In a recent installment on the On Faith blog of the Washington Post, Michael Otterson expressed some thoughts about how the year-to-year increase in the number of LDS missionaries is not only amazing, but also illustrates what “makes Mormons tick.” It was a good read, well reasoned and measured, but there was one phrase he used that struck me as I read it.
Service to others is so much more meaningful when it’s inconvenient.
To many LDS the truth behind that statement is rather self-evident. When we truly give of ourselves instead of indulging ourselves, we benefit as much if not more than the person we are serving. Jesus stated the seeming paradox this way:
For whosoever will save his life shall lose it: and whosoever will lose his life for my sake shall find it. (Matthew 16:25)

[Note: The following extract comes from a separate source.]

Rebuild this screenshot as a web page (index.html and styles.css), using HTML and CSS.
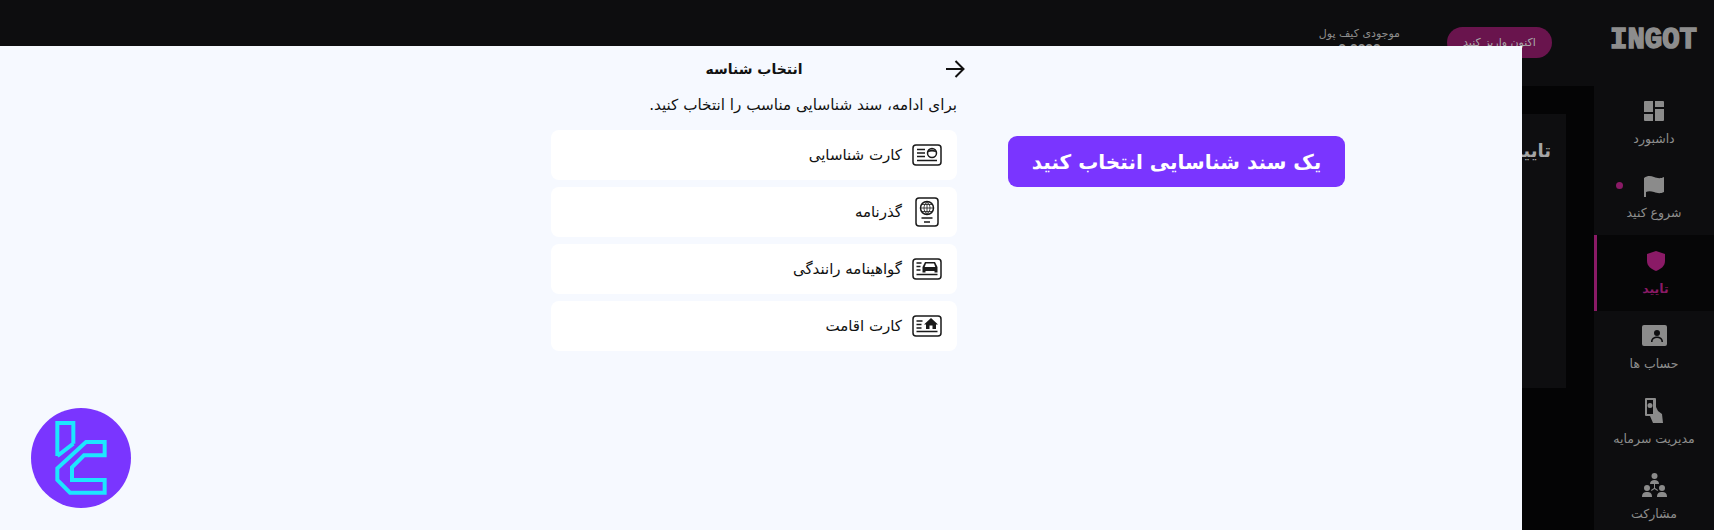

Service often takes us of the couch, out our door, and out of our comfort zone. Whether it be missionary work (as Bro. Otterson was discussing), helping at a soup kitchen, sitting up with a sick friend, or tutoring a neighbor child in math, it doesn’t really matter. When we serve we trade time (and sometimes goods) for something of greater value—a sense of meaning and purpose that illuminates our life and brings us closer to those around us. It does this in a way that sending a Facebook post or writing a check could never do.
The LDS Church is focused on service. Children are taught to emulate Jesus by serving one another. Youth are given wide-ranging opportunities to engage in service projects. Relief Society sisters rally around needs within the ward under the coordinating hand of the a Compassionate Service Leader. In priesthood quorums men are taught to worthily bless the lives of others as needs arise—and provide muscle to move and work, when needed.
The service happily and cheerfully provided by so many at inconvenient times helps lift giver and receiver. Non-LDS may marvel (or scoff) at such levels of service, but they are part and parcel to being LDS.
This brings to mind one of my favorite quotes from Joseph Smith:
Let us here observe, that a religion that does not require the sacrifice of all things never has power sufficient to produce the faith necessary unto life and salvation (Lectures on Faith, 6:7).
While providing a meal for a neighbor or helping to care for a widower’s yard doesn’t rise to the level of sacrificing “all things,” such service is a type and a shadow for what the Lord would have us do: Serve, sacrifice, love, ennoble.
Meaningful service—inconvenient or not—is one thing in which disciples of Christ engage.